Danke schonmal für den Tipp, btw ich war als root angemeldet und hab mal mit dir geschaut /mnt/cdrom ist noch da aber dann fehlt mir der ordner /docs...

Ich werds mal mit der online hilfe versuchen (allerdings bekomme ich bei "ping -c 3 http://www.gentoo.org" "unknown host" zurück denke ich muss noch dirchs net-setup (netzwerkkarte wird erkannt muss aber nochmal schaun ob das alles so ok ist.)

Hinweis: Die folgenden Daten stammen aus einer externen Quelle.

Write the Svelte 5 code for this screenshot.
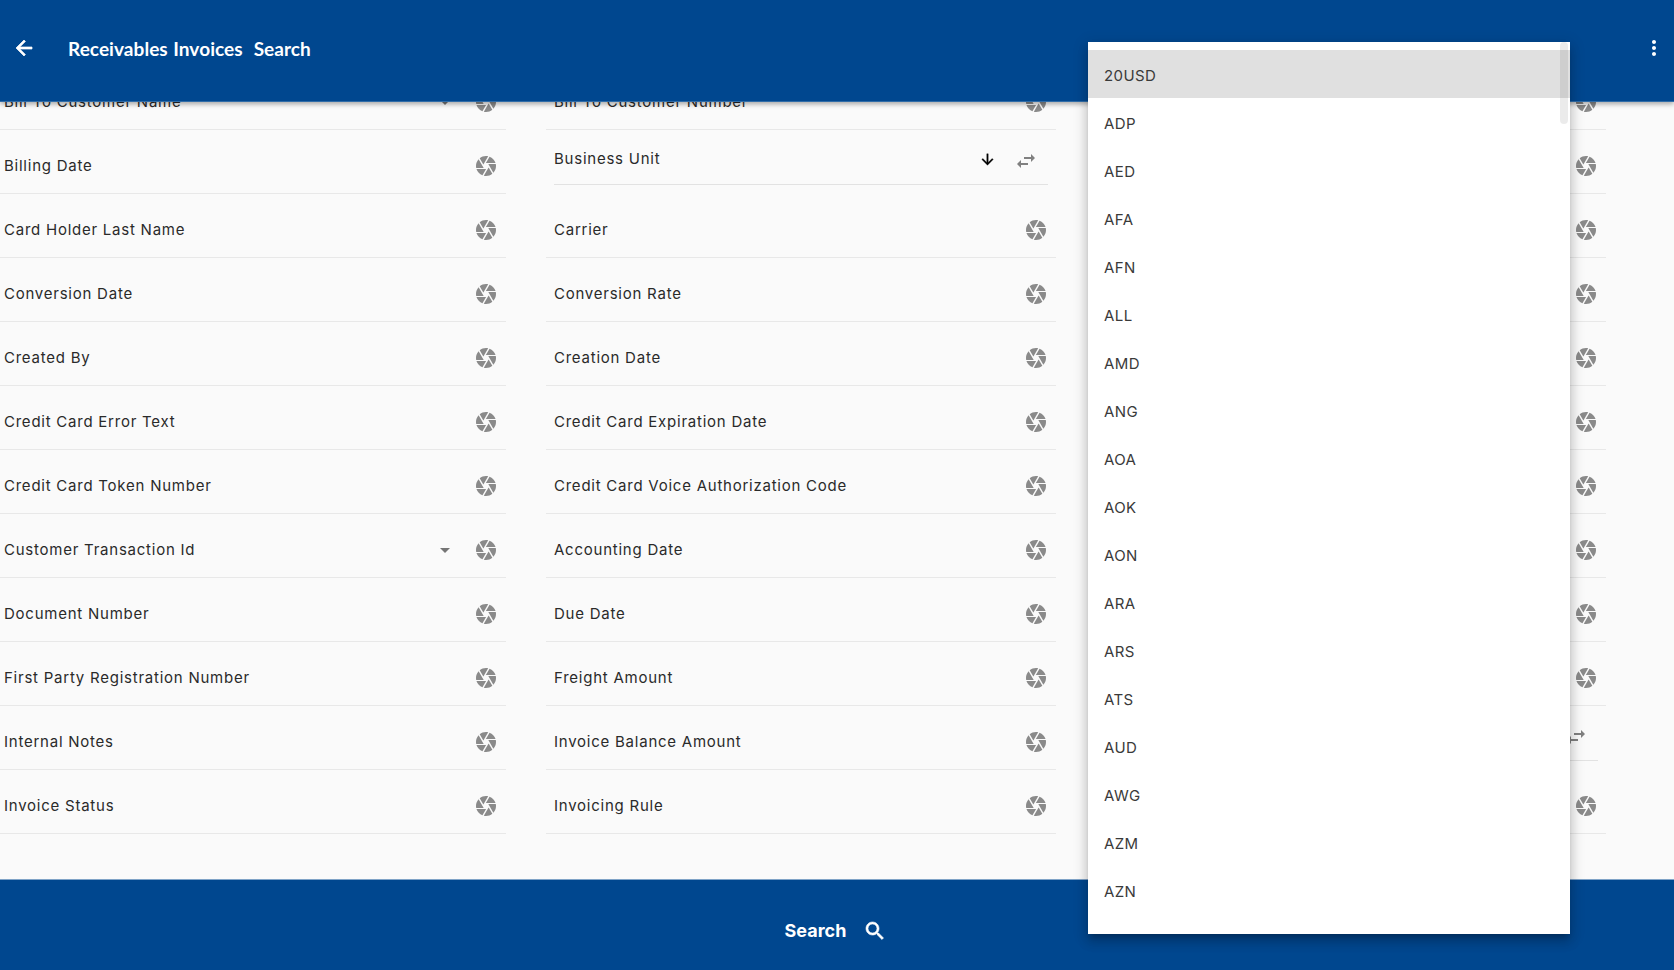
<script>
  const col1 = [
    ['Bill To Customer Name', 'drop'], ['Billing Date'], ['Card Holder Last Name'], ['Conversion Date'], ['Created By'],
    ['Credit Card Error Text'], ['Credit Card Token Number'], ['Customer Transaction Id', 'drop'], ['Document Number'],
    ['First Party Registration Number'], ['Internal Notes'], ['Invoice Status']
  ];
  const col2 = [
    ['Bill To Customer Number'], ['Business Unit', 'edit'], ['Carrier'], ['Conversion Rate'], ['Creation Date'],
    ['Credit Card Expiration Date'], ['Credit Card Voice Authorization Code'], ['Accounting Date'], ['Due Date'],
    ['Freight Amount'], ['Invoice Balance Amount'], ['Invoicing Rule']
  ];
  const col3 = Array.from({ length: 12 }, (_, i) => ['', i === 10 ? 'edit' : '']);
  const rows = [];
  for (let i = 0; i < 12; i++) rows.push(col1[i], col2[i], col3[i]);
  const currencies = ['20USD','ADP','AED','AFA','AFN','ALL','AMD','ANG','AOA','AOK','AON','ARA','ARS','ATS','AUD','AWG','AZM','AZN'];
</script>

<div class="page">
  <header class="top">
    <svg class="back" viewBox="0 0 24 24"><path d="M20 11H7.83l5.59-5.59L12 4l-8 8 8 8 1.41-1.41L7.83 13H20v-2z"/></svg>
    <h1>Receivables Invoices&nbsp; Search</h1>
    <svg class="more" viewBox="0 0 24 24"><path d="M12 8c1.1 0 2-.9 2-2s-.9-2-2-2-2 .9-2 2 .9 2 2 2zm0 2c-1.1 0-2 .9-2 2s.9 2 2 2 2-.9 2-2-.9-2-2-2zm0 6c-1.1 0-2 .9-2 2s.9 2 2 2 2-.9 2-2-.9-2-2-2z"/></svg>
  </header>

  <main class="content">
    <div class="grid">
      {#each rows as [label, kind]}
        {#if kind === 'edit'}
          <div class="row editing">
            <div class="field">
              <span class="label">{label}</span>
              {#if label}
                <svg class="sort" viewBox="0 0 24 24"><path d="M20 12l-1.41-1.41L13 16.17V4h-2v12.17l-5.58-5.59L4 12l8 8 8-8z"/></svg>
              {/if}
              <svg class="swap" viewBox="0 0 24 24"><path d="M6.99 11L3 15l3.99 4v-3H14v-2H6.99v-3zM21 9l-3.99-4v3H10v2h7.01v3L21 9z"/></svg>
            </div>
          </div>
        {:else}
          <div class="row">
            <span class="label">{label}</span>
            {#if kind === 'drop'}
              <svg class="drop" viewBox="0 0 24 24"><path d="M7 10l5 5 5-5z"/></svg>
            {/if}
            <svg class="cam" viewBox="0 0 24 24"><path d="M9.4 10.5l4.77-8.26C13.47 2.09 12.75 2 12 2c-2.4 0-4.6.85-6.32 2.25l3.66 6.35.06-.1zM21.54 9c-.92-2.92-3.15-5.26-6-6.34L11.88 9h9.66zm.26 1h-7.49l.29.5 4.76 8.25C21 16.97 22 14.6 22 12c0-.69-.07-1.35-.2-2zM8.54 12l-3.9-6.75C3.01 7.03 2 9.39 2 12c0 .69.07 1.35.2 2h7.49l-1.15-2zm-6.08 3c.92 2.92 3.15 5.26 6 6.34L12.12 15H2.46zm11.27 0l-3.9 6.76c.7.15 1.42.24 2.17.24 2.4 0 4.6-.85 6.32-2.25l-3.66-6.35-.93 1.6z"/></svg>
          </div>
        {/if}
      {/each}
    </div>
  </main>

  <footer class="bottom">
    <span>Search</span>
    <svg viewBox="0 0 24 24"><path d="M15.5 14h-.79l-.28-.27C15.41 12.59 16 11.11 16 9.5 16 5.91 13.09 3 9.5 3S3 5.91 3 9.5 5.91 16 9.5 16c1.61 0 3.09-.59 4.23-1.57l.27.28v.79l5 4.99L20.49 19l-4.99-5zm-6 0C7.01 14 5 11.99 5 9.5S7.01 5 9.5 5 14 7.01 14 9.5 11.99 14 9.5 14z"/></svg>
  </footer>

  <div class="menu">
    {#each currencies as c, i}
      <div class="item" class:active={i === 0}>{c}</div>
    {/each}
    <div class="thumb"></div>
  </div>
</div>

<style>
  :global(body) { margin: 0; background: #fafafa; }
  .page {
    position: relative;
    height: 970px;
    width: 1674px;
    display: flex;
    flex-direction: column;
    overflow: hidden;
    font-family: Inter, "Noto Sans", sans-serif;
    color: #212121;
  }
  .top {
    position: relative;
    z-index: 2;
    flex: none;
    height: 101px;
    box-sizing: content-box;
    border-bottom: 1px solid #2f6ca8;
    background: #00478f;
    display: flex;
    align-items: center;
    color: #fff;
    box-shadow: 0 2px 5px rgba(0, 0, 0, 0.35);
  }
  .back { width: 24px; height: 24px; fill: #fff; stroke: #fff; stroke-width: 0.7; margin-left: 12px; margin-top: -5px; }
  h1 {
    margin: -5px 0 0 32px;
    font: 700 19px Lato, sans-serif;
    letter-spacing: 0.06px;
    word-spacing: 0.8px;
    color: #fff;
    flex: 1;
  }
  .more { width: 24px; height: 24px; fill: #fff; margin-right: 8px; margin-top: -5px; }
  .content {
    flex: 1;
    min-height: 0;
    overflow: hidden;
    background: #fafafa;
  }
  .grid {
    display: grid;
    grid-template-columns: repeat(3, 510px);
    grid-auto-rows: 64px;
    column-gap: 40px;
    margin-left: -4px;
    margin-top: -36px;
  }
  .row {
    box-sizing: border-box;
    display: flex;
    align-items: center;
    padding: 9px 8px 0;
    border-bottom: 1px solid #e8e8e8;
    font-size: 15px;
    font-weight: 400;
    letter-spacing: 0.76px;
    color: #2a2a2a;
  }
  .label { flex: 1; white-space: nowrap; margin-bottom: 1px; }
  .drop { width: 24px; height: 24px; fill: #757575; margin-right: 17px; }
  .cam { width: 24px; height: 24px; fill: #8a8a8a; margin-right: 0; }
  .editing { border-bottom: none; align-items: flex-start; padding-top: 0; }
  .field {
    flex: 1;
    height: 55px;
    box-sizing: border-box;
    border-bottom: 1px solid #e2e2e2;
    display: flex;
    align-items: center;
    padding-top: 4px;
  }
  .sort { width: 17px; height: 17px; fill: #000; stroke: #000; stroke-width: 0.5; margin-right: 18px; }
  .swap { width: 24px; height: 24px; fill: #808080; margin-right: 10px; margin-top: 4px; }
  .bottom {
    flex: none;
    height: 91px;
    box-sizing: border-box;
    border-top: 1px solid #7fa3c7;
    padding: 11px 2px 0 0;
    background: #00478f;
    display: flex;
    align-items: center;
    justify-content: center;
    gap: 17px;
    color: #fff;
    font-size: 18px;
    font-weight: 700;
  }
  .bottom svg { width: 24px; height: 24px; fill: #fff; stroke: #fff; stroke-width: 0.6; }
  .menu {
    position: absolute;
    z-index: 3;
    left: 1088px;
    top: 42px;
    width: 482px;
    height: 892px;
    box-sizing: border-box;
    padding-top: 8px;
    background: #fff;
    overflow: hidden;
    box-shadow: 0 5px 5px -3px rgba(0,0,0,.2), 0 8px 10px 1px rgba(0,0,0,.14), 0 3px 14px 2px rgba(0,0,0,.12);
  }
  .item {
    height: 48px;
    line-height: 51px;
    padding-left: 16px;
    font-size: 15px;
    letter-spacing: 0.4px;
    color: #3a3a3a;
  }
  .item.active { background: #e0e0e0; }
  .thumb {
    position: absolute;
    right: 2px;
    top: 0;
    width: 8px;
    height: 82px;
    border-radius: 4px;
    background: rgba(0, 0, 0, 0.08);
  }
</style>
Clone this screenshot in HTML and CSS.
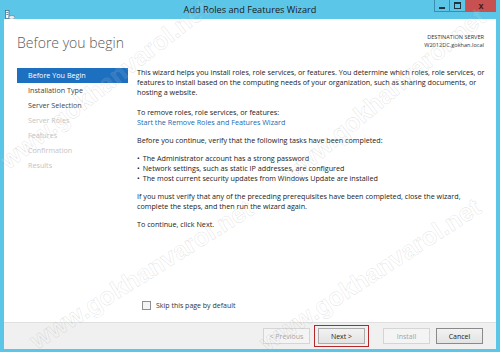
FILE: index.html
```html
<!DOCTYPE html>
<html>
<head>
  <title>Add Roles and Features Wizard</title>
  <link rel="stylesheet" href="styles.css">
</head>
<body>
  <div class="window">
    <div class="titlebar">
      <div class="app-icon">
        <svg width="10" height="10" viewBox="0 0 10 10">
          <rect x="0.5" y="0.5" width="3.5" height="8" fill="#f4f8fb" stroke="#4a6f8a" stroke-width="0.8"/>
          <rect x="1.3" y="2" width="2" height="0.8" fill="#4a6f8a"/>
          <rect x="1.3" y="4" width="2" height="0.8" fill="#4a6f8a"/>
          <ellipse cx="6.8" cy="7.4" rx="3" ry="2" fill="#e8eef2" stroke="#6a8799" stroke-width="0.7"/>
        </svg>
      </div>
      <div class="title">Add Roles and Features Wizard</div>
      <div class="win-buttons">
        <div class="wb wb-min"><span class="min-glyph"></span></div>
        <div class="wb wb-max"><span class="max-glyph"></span></div>
        <div class="wb wb-close">x</div>
      </div>
    </div>

    <div class="client">
      <div class="header">
        <h1>Before you begin</h1>
        <div class="dest">
          DESTINATION SERVER<br>
          W2012DC.gokhan.local
        </div>
      </div>

      <div class="main">
        <ul class="nav">
          <li class="selected">Before You Begin</li>
          <li>Installation Type</li>
          <li>Server Selection</li>
          <li class="disabled">Server Roles</li>
          <li class="disabled">Features</li>
          <li class="disabled">Confirmation</li>
          <li class="disabled">Results</li>
        </ul>

        <div class="content">
          <p class="intro">This wizard helps you install roles, role services, or features. You determine which roles, role services, or features to install based on the computing needs of your organization, such as sharing documents, or hosting a website.</p>
          <p>To remove roles, role services, or features:<br>
            <a href="#">Start the Remove Roles and Features Wizard</a></p>
          <p>Before you continue, verify that the following tasks have been completed:</p>
          <ul class="bullets">
            <li>The Administrator account has a strong password</li>
            <li>Network settings, such as static IP addresses, are configured</li>
            <li>The most current security updates from Windows Update are installed</li>
          </ul>
          <p>If you must verify that any of the preceding prerequisites have been completed, close the wizard, complete the steps, and then run the wizard again.</p>
          <p>To continue, click Next.</p>
        </div>
      </div>

      <label class="skip">
        <span class="checkbox"></span>
        Skip this page by default
      </label>

      <div class="footer">
        <button class="btn" disabled>&lt; Previous</button>
        <span class="highlight"><button class="btn">Next &gt;</button></span>
        <button class="btn btn-install" disabled>Install</button>
        <button class="btn btn-cancel">Cancel</button>
      </div>
    </div>

    <div class="watermark wm-a">www.gokhanvarol.net</div>
    <div class="watermark wm-b">www.gokhanvarol.net</div>
    <div class="watermark wm-c">www.gokhanvarol.net</div>
    <div class="watermark wm-d">www.gokhanvarol.net</div>
  </div>
</body>
</html>
```

FILE: styles.css
```css
body {
  margin: 0;
  font-family: "Open Sans", "Noto Sans", sans-serif;
  background-color: #5cc6e9;
}
.window {
  position: relative;
  width: 500px;
  height: 352px;
  overflow: hidden;
  background-color: #5cc6e9;
  display: flex;
  flex-direction: column;
}
.titlebar {
  height: 19px;
  display: grid;
  grid-template-columns: 1fr auto 1fr;
  align-items: start;
}
.app-icon {
  padding: 3px 0 0 5px;
}
.title {
  font-size: 9.2px;
  color: #1a1a1a;
  line-height: 19px;
}
.win-buttons {
  display: flex;
  justify-content: flex-end;
  padding-right: 4px;
}
.wb {
  height: 12px;
  box-sizing: border-box;
  display: flex;
  align-items: center;
  justify-content: center;
}
.wb-min,
.wb-max {
  width: 16px;
  border: 1px solid #3a8fb0;
  border-top: none;
}
.wb-max {
  border-left: none;
}
.min-glyph {
  width: 6px;
  height: 2px;
  background-color: #1e3440;
  margin-top: 4px;
}
.max-glyph {
  width: 5px;
  height: 4px;
  border: 1px solid #1e3440;
  border-top-width: 2px;
}
.wb-close {
  width: 30px;
  background-color: #c75050;
  color: #3a1a1a;
  font-family: "Liberation Sans", sans-serif;
  font-size: 9px;
  font-weight: bold;
  line-height: 12px;
}
.client {
  margin: 0 4px;
  height: 330px;
  background-color: white;
  display: flex;
  flex-direction: column;
}
.header {
  display: flex;
  justify-content: space-between;
  padding: 14px 12px 0 13px;
  height: 49px;
  box-sizing: border-box;
}
h1 {
  margin: 0;
  font-size: 14px;
  font-weight: 300;
  color: #5a5a5a;
  line-height: 20px;
}
.dest {
  font-size: 5.6px;
  line-height: 8px;
  text-align: right;
  color: #333;
}
.main {
  display: flex;
  padding: 0 0 0 13px;
  flex: 1;
}
.nav {
  list-style: none;
  margin: 0;
  padding: 0;
  width: 111px;
  flex-shrink: 0;
}
.nav li {
  height: 15px;
  line-height: 15px;
  padding-left: 11px;
  font-size: 7.2px;
  color: #444;
  white-space: nowrap;
}
.nav li.selected {
  background-color: #1d6fbf;
  color: white;
}
.nav li.disabled {
  color: #c4c4c4;
}
.content {
  padding: 0 10px 0 9px;
  font-size: 7.2px;
  line-height: 10px;
  color: #222;
  margin-top: -1px;
}
.content p {
  margin: 0 0 8px 0;
}
.content p.intro {
  margin-bottom: 10px;
}
.content a {
  color: #1b6ab0;
  text-decoration: none;
}
.bullets {
  margin: 0 0 8px 0;
  padding: 0;
  list-style: none;
}
.bullets li::before {
  content: "\2022";
  margin-right: 3px;
}
.skip {
  display: flex;
  align-items: center;
  gap: 5px;
  padding: 0 0 12px 138px;
  font-size: 7px;
  color: #333;
}
.checkbox {
  width: 7px;
  height: 7px;
  border: 1px solid #8e8f8f;
  background-color: #f4f4f4;
}
.footer {
  height: 27px;
  box-sizing: border-box;
  background-color: #f0f0f0;
  border-top: 1px solid #dfdfdf;
  display: flex;
  align-items: center;
  justify-content: flex-end;
  padding: 0 13px 0 0;
}
.btn {
  width: 47px;
  height: 16px;
  margin: 0;
  padding: 0;
  font-family: inherit;
  font-size: 7px;
  color: #222;
  background: linear-gradient(#f2f2f2, #e3e3e3);
  border: 1px solid #acacac;
}
.btn:disabled {
  color: #a3a3a3;
  background: #f4f4f4;
  border-color: #d5d5d5;
}
.highlight {
  margin-left: 4px;
  padding: 2px 3px;
  border: 1.5px solid #b3262a;
  display: flex;
}
.btn-install {
  margin-left: 14px;
}
.btn-cancel {
  margin-left: 6px;
  border-color: #8a8a8a;
}
.watermark {
  position: absolute;
  font-family: "Liberation Sans", sans-serif;
  font-weight: bold;
  font-size: 25px;
  white-space: nowrap;
  color: rgba(255, 255, 255, 0.1);
  -webkit-text-stroke: 0.5px rgba(160, 160, 160, 0.32);
  transform-origin: left bottom;
  pointer-events: none;
}
.wm-a {
  left: 12px;
  top: 146px;
  transform: rotate(-38deg);
}
.wm-b {
  left: 40px;
  top: 326px;
  transform: rotate(-32deg);
}
.wm-c {
  left: 294px;
  top: 161px;
  transform: rotate(-40deg);
}
.wm-d {
  left: 270px;
  top: 328px;
  transform: rotate(-33deg);
}
```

wie gesagt danke schonmal @ Josef.

Grüsse

Sascha

----------

## schachti

 *sascha_s wrote:*   

> allerdings bekomme ich bei "ping -c 3 http://www.gentoo.org" "unknown host" zurück

 

Falls die Netzwerkkarte korrekt eingerichtet ist kannst Du mal überprüfen, ob in /etc/resolv.conf der richtige Nameserver steht.

----------

## sascha_s

Hi ich nochmal, das mit dem handbuch hat soweit geklapt, bis ich zu punkt 6 kam (chroot, systeme und kernel einrichten und emergen).

mein aktuelles problem ist das der Grub loader zwar linux im rescue modus startet aber daf@r hats mein XP zerhauen...

hatte ein XP auf HD(0,0) und eines auf hd(0,1) das erste war eh schon besch]digt wollte mit dem zweiten nur ne datenrettung durchfuehren...

auf hd(0,1) fehlte dann der NTLDR welchen ich mit der xp wiederherstellungs-console wieder aufspielte, nun startete der pc bei der auswahl wieder mit nem warmstart anstelle winbl[d zu starten, die windows cd findet nur die defekte XP partition hd(0,0) welche aber ne defekte boot.ini hat die sich auch nimmer reparieren laesst...

Ich denke eigentlich alles richtig gemacht zu haben, kann mir jemand sagen was da schief gelaufen sein kann das die MBR total im A... ist?

btw die versuche win xp zu reparieren haben grub nun wieder ausgetragen das heisst installarion darf ich eh nochmal neu machen, m[chte ur nicht wieder nen tag lang  200 seiten handbuch lesen um nachher wieder ein kaputtes system zu haben!

Gruesse Sascha (der fuer jede hilfe dankbar ist) 

ps.btw mit links im forum zu navigieren ist irgendwie mist weil meine usb maus auch nur bei jedem dritten start funzt bzw. nach der grub install komischerweise gar nimmer.

----------

## think4urs11

 *sascha_s wrote:*   

> dann fehlt mir der ordner /docs...

 

Ist auf der Minimal-CD nicht enthalten; daher auch der Name

 *sascha_s wrote:*   

> allerdings bekomme ich bei "ping -c 3 http://www.gentoo.org" "unknown host" zurück

 

ping kann mit http:// ja auch nichts anfangen; ping www.gentoo.org wäre richtig.

----------

## sascha_s

danke erstmal fuer die erste schnelle antwort....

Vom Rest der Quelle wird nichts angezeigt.